From the cave of the
dakinis
, they proceeded to the holy center of the kingdom, the Tashiding Monastery. Set on top of a mountain at the end of a ridge, which falls off to where two rivers merge, Tashiding has a 360-degree view of the surrounding mountains and earns its name well, for Tashiding means Auspicious Center. Tashiding is the ‘center’ of Sikkim the way the heart is the ‘center’ of one’s being.
It is said that Padmasambhava himself blessed the place. In those days one had to walk to Tashiding, skirting cliffs and fording rivers on footbridges through a spectacular landscape. Tulshuk Lingpa describes his meditation upon their arrival:
I had all round a feeling of total peace and happiness.

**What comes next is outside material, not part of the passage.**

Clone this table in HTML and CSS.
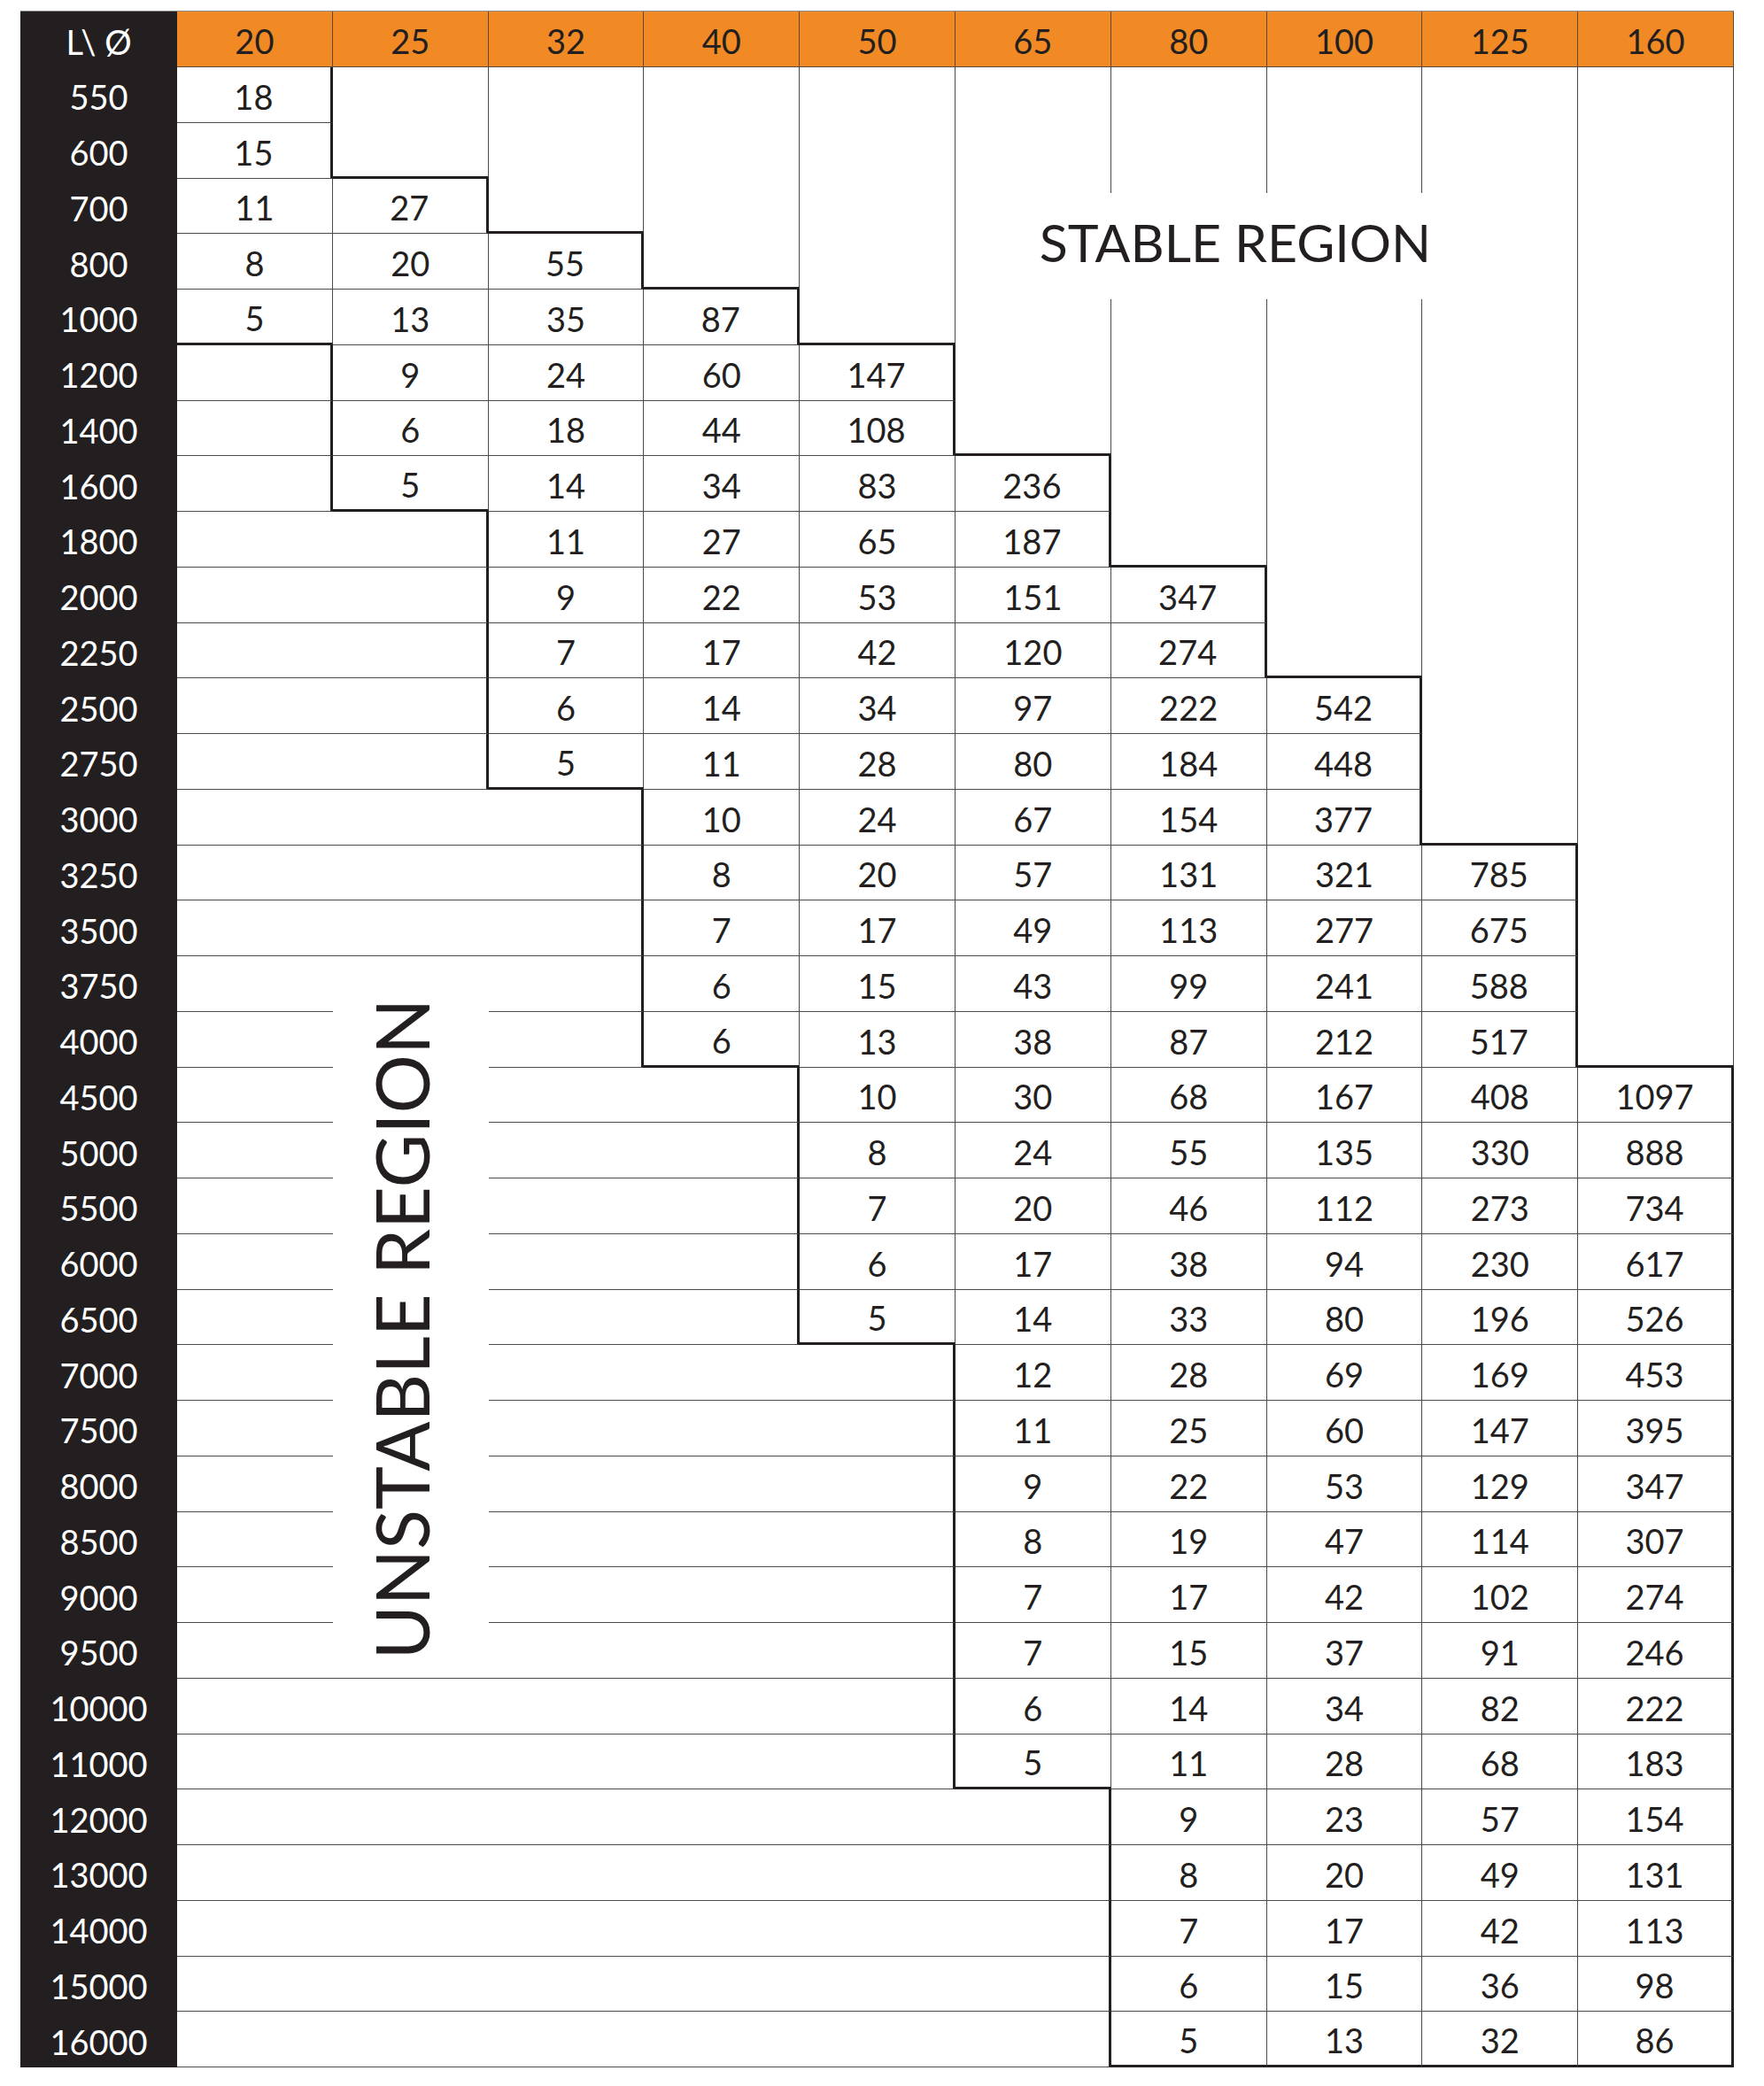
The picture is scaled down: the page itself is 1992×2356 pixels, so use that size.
FILE: index.html
```html
<!DOCTYPE html>
<html lang="en">
<head>
<meta charset="utf-8">
<title>L / Ø stability table</title>
<link rel="stylesheet" href="styles.css">
</head>
<body>
<div class="sheet">
  <div class="hl">L\ Ø</div><div class="h">20</div><div class="h">25</div><div class="h">32</div><div class="h">40</div><div class="h">50</div><div class="h">65</div><div class="h">80</div><div class="h">100</div><div class="h">125</div><div class="h">160</div>

  <div class="l">550</div><div class="d tr">18</div><div class="s"></div><div class="s"></div><div class="s"></div><div class="s"></div><div class="s"></div><div class="s"></div><div class="s"></div><div class="s"></div><div class="s"></div>
  <div class="l">600</div><div class="d tr">15</div><div class="s tb"></div><div class="s"></div><div class="s"></div><div class="s"></div><div class="s"></div><div class="s"></div><div class="s"></div><div class="s"></div><div class="s"></div>
  <div class="l">700</div><div class="d">11</div><div class="d tr">27</div><div class="s tb"></div><div class="s"></div><div class="s"></div><div class="s"></div><div class="s"></div><div class="s"></div><div class="s"></div><div class="s"></div>
  <div class="l">800</div><div class="d">8</div><div class="d">20</div><div class="d tr">55</div><div class="s tb"></div><div class="s"></div><div class="s"></div><div class="s"></div><div class="s"></div><div class="s"></div><div class="s"></div>
  <div class="l">1000</div><div class="d tb">5</div><div class="d">13</div><div class="d">35</div><div class="d tr">87</div><div class="s tb"></div><div class="s"></div><div class="s"></div><div class="s"></div><div class="s"></div><div class="s"></div>
  <div class="l">1200</div><div class="u tr"></div><div class="d">9</div><div class="d">24</div><div class="d">60</div><div class="d tr">147</div><div class="s"></div><div class="s"></div><div class="s"></div><div class="s"></div><div class="s"></div>
  <div class="l">1400</div><div class="u tr"></div><div class="d">6</div><div class="d">18</div><div class="d">44</div><div class="d tr">108</div><div class="s tb"></div><div class="s"></div><div class="s"></div><div class="s"></div><div class="s"></div>
  <div class="l">1600</div><div class="u tr"></div><div class="d tb">5</div><div class="d">14</div><div class="d">34</div><div class="d">83</div><div class="d tr">236</div><div class="s"></div><div class="s"></div><div class="s"></div><div class="s"></div>
  <div class="l">1800</div><div class="u"></div><div class="u tr"></div><div class="d">11</div><div class="d">27</div><div class="d">65</div><div class="d tr">187</div><div class="s tb"></div><div class="s"></div><div class="s"></div><div class="s"></div>
  <div class="l">2000</div><div class="u"></div><div class="u tr"></div><div class="d">9</div><div class="d">22</div><div class="d">53</div><div class="d">151</div><div class="d tr">347</div><div class="s"></div><div class="s"></div><div class="s"></div>
  <div class="l">2250</div><div class="u"></div><div class="u tr"></div><div class="d">7</div><div class="d">17</div><div class="d">42</div><div class="d">120</div><div class="d tr">274</div><div class="s tb"></div><div class="s"></div><div class="s"></div>
  <div class="l">2500</div><div class="u"></div><div class="u tr"></div><div class="d">6</div><div class="d">14</div><div class="d">34</div><div class="d">97</div><div class="d">222</div><div class="d tr">542</div><div class="s"></div><div class="s"></div>
  <div class="l">2750</div><div class="u"></div><div class="u tr"></div><div class="d tb">5</div><div class="d">11</div><div class="d">28</div><div class="d">80</div><div class="d">184</div><div class="d tr">448</div><div class="s"></div><div class="s"></div>
  <div class="l">3000</div><div class="u"></div><div class="u"></div><div class="u tr"></div><div class="d">10</div><div class="d">24</div><div class="d">67</div><div class="d">154</div><div class="d tr">377</div><div class="s tb"></div><div class="s"></div>
  <div class="l">3250</div><div class="u"></div><div class="u"></div><div class="u tr"></div><div class="d">8</div><div class="d">20</div><div class="d">57</div><div class="d">131</div><div class="d">321</div><div class="d tr">785</div><div class="s"></div>
  <div class="l">3500</div><div class="u"></div><div class="u"></div><div class="u tr"></div><div class="d">7</div><div class="d">17</div><div class="d">49</div><div class="d">113</div><div class="d">277</div><div class="d tr">675</div><div class="s"></div>
  <div class="l">3750</div><div class="u"></div><div class="u nb"></div><div class="u tr"></div><div class="d">6</div><div class="d">15</div><div class="d">43</div><div class="d">99</div><div class="d">241</div><div class="d tr">588</div><div class="s"></div>
  <div class="l">4000</div><div class="u"></div><div class="u nb"></div><div class="u tr"></div><div class="d tb">6</div><div class="d">13</div><div class="d">38</div><div class="d">87</div><div class="d">212</div><div class="d tr">517</div><div class="s tb"></div>
  <div class="l">4500</div><div class="u"></div><div class="u nb"></div><div class="u"></div><div class="u tr"></div><div class="d">10</div><div class="d">30</div><div class="d">68</div><div class="d">167</div><div class="d">408</div><div class="d tr">1097</div>
  <div class="l">5000</div><div class="u"></div><div class="u nb"></div><div class="u"></div><div class="u tr"></div><div class="d">8</div><div class="d">24</div><div class="d">55</div><div class="d">135</div><div class="d">330</div><div class="d tr">888</div>
  <div class="l">5500</div><div class="u"></div><div class="u nb"></div><div class="u"></div><div class="u tr"></div><div class="d">7</div><div class="d">20</div><div class="d">46</div><div class="d">112</div><div class="d">273</div><div class="d tr">734</div>
  <div class="l">6000</div><div class="u"></div><div class="u nb"></div><div class="u"></div><div class="u tr"></div><div class="d">6</div><div class="d">17</div><div class="d">38</div><div class="d">94</div><div class="d">230</div><div class="d tr">617</div>
  <div class="l">6500</div><div class="u"></div><div class="u nb"></div><div class="u"></div><div class="u tr"></div><div class="d tb">5</div><div class="d">14</div><div class="d">33</div><div class="d">80</div><div class="d">196</div><div class="d tr">526</div>
  <div class="l">7000</div><div class="u"></div><div class="u nb"></div><div class="u"></div><div class="u"></div><div class="u tr"></div><div class="d">12</div><div class="d">28</div><div class="d">69</div><div class="d">169</div><div class="d tr">453</div>
  <div class="l">7500</div><div class="u"></div><div class="u nb"></div><div class="u"></div><div class="u"></div><div class="u tr"></div><div class="d">11</div><div class="d">25</div><div class="d">60</div><div class="d">147</div><div class="d tr">395</div>
  <div class="l">8000</div><div class="u"></div><div class="u nb"></div><div class="u"></div><div class="u"></div><div class="u tr"></div><div class="d">9</div><div class="d">22</div><div class="d">53</div><div class="d">129</div><div class="d tr">347</div>
  <div class="l">8500</div><div class="u"></div><div class="u nb"></div><div class="u"></div><div class="u"></div><div class="u tr"></div><div class="d">8</div><div class="d">19</div><div class="d">47</div><div class="d">114</div><div class="d tr">307</div>
  <div class="l">9000</div><div class="u"></div><div class="u nb"></div><div class="u"></div><div class="u"></div><div class="u tr"></div><div class="d">7</div><div class="d">17</div><div class="d">42</div><div class="d">102</div><div class="d tr">274</div>
  <div class="l">9500</div><div class="u"></div><div class="u"></div><div class="u"></div><div class="u"></div><div class="u tr"></div><div class="d">7</div><div class="d">15</div><div class="d">37</div><div class="d">91</div><div class="d tr">246</div>
  <div class="l">10000</div><div class="u"></div><div class="u"></div><div class="u"></div><div class="u"></div><div class="u tr"></div><div class="d">6</div><div class="d">14</div><div class="d">34</div><div class="d">82</div><div class="d tr">222</div>
  <div class="l">11000</div><div class="u"></div><div class="u"></div><div class="u"></div><div class="u"></div><div class="u tr"></div><div class="d tb">5</div><div class="d">11</div><div class="d">28</div><div class="d">68</div><div class="d tr">183</div>
  <div class="l">12000</div><div class="u"></div><div class="u"></div><div class="u"></div><div class="u"></div><div class="u"></div><div class="u tr"></div><div class="d">9</div><div class="d">23</div><div class="d">57</div><div class="d tr">154</div>
  <div class="l">13000</div><div class="u"></div><div class="u"></div><div class="u"></div><div class="u"></div><div class="u"></div><div class="u tr"></div><div class="d">8</div><div class="d">20</div><div class="d">49</div><div class="d tr">131</div>
  <div class="l">14000</div><div class="u"></div><div class="u"></div><div class="u"></div><div class="u"></div><div class="u"></div><div class="u tr"></div><div class="d">7</div><div class="d">17</div><div class="d">42</div><div class="d tr">113</div>
  <div class="l">15000</div><div class="u"></div><div class="u"></div><div class="u"></div><div class="u"></div><div class="u"></div><div class="u tr"></div><div class="d">6</div><div class="d">15</div><div class="d">36</div><div class="d tr">98</div>
  <div class="l">16000</div><div class="u"></div><div class="u"></div><div class="u"></div><div class="u"></div><div class="u"></div><div class="u tr"></div><div class="d tb">5</div><div class="d tb">13</div><div class="d tb">32</div><div class="d tb tr">86</div>

  <span class="stable-label">STABLE REGION</span>
  <span class="unstable-label">UNSTABLE REGION</span>
</div>
</body>
</html>
```

FILE: styles.css
```css
html, body {
  margin: 0;
  padding: 0;
  background: #ffffff;
}

body {
  font-family: Lato, "Open Sans", "Liberation Sans", sans-serif;
  color: #231f20;
}

.sheet {
  position: relative;
  margin: 12px 0 0 23px;
  width: 1935px;
  display: grid;
  grid-template-columns: 177px repeat(10, 175.8px);
  grid-template-rows: 63px repeat(36, 62.75px);
  border-top: 1.5px solid #8a8a8a;
}

.sheet > div {
  box-sizing: border-box;
  display: flex;
  align-items: center;
  justify-content: center;
  padding-top: 4px;
  font-size: 38px;
  line-height: 1;
}

.hl,
.l {
  background: #231f20;
  color: #ffffff;
}

.h {
  background: #f18a24;
  color: #231f20;
  border-right: 1.5px solid #5a4a3a;
  border-bottom: 1.5px solid #5a4a3a;
}

.d {
  border-right: 1.5px solid #4a4a4a;
  border-bottom: 1.5px solid #4a4a4a;
}

.s {
  border-right: 1.5px solid #4a4a4a;
}

.u {
  border-bottom: 1.5px solid #4a4a4a;
}

.tr {
  border-right: 3px solid #231f20;
}

.tb {
  border-bottom: 3px solid #231f20;
}

.nb {
  border-bottom: none;
}

.stable-label {
  position: absolute;
  left: 1137px;
  top: 205px;
  width: 470px;
  height: 120px;
  box-sizing: border-box;
  padding-bottom: 10px;
  background: #ffffff;
  display: flex;
  align-items: center;
  justify-content: center;
  font-size: 59px;
  line-height: 1;
  white-space: nowrap;
}

.unstable-label {
  position: absolute;
  left: 430px;
  top: 1488px;
  transform: translate(-50%, -50%) rotate(-90deg);
  font-size: 83px;
  line-height: 1;
  white-space: nowrap;
}
```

This sense of utter happiness transformed itself into great compassion and the spontaneous manifestation of happiness. Towards the beings of the six realms and those of the present time, I developed an irresistible feeling of compassion. In such a mood—through my deep contemplation—whatever sights and sounds I experienced were turned into the body, speech and mind of Chenresig, the Buddha of Compassion. After getting up from this meditation, I offered prayers and benedictions in order to expand and maintain the clear light of sleep.
That evening I was visited by various
khandros
, one of whom made many extraordinary forecasts; another gave me books containing secret oral instructions as well as secret predictions and percepts.
Two days later, in the morning, Tulshuk Lingpa explored the area to ‘find out whether the place possessed any auspicious signs and marks’.
I offered prayers to the divine master of the place, and made an extensive examination of the whole area. Several signs and marks indicated auspicious and happy tidings. Being happy and cheerful, I offered the following words of praise, ‘Oh! Most wonderful is this place, Demojong, wonderful is the way of its formation. It is something like the blossoming of the broad leaf of the blue lotus.’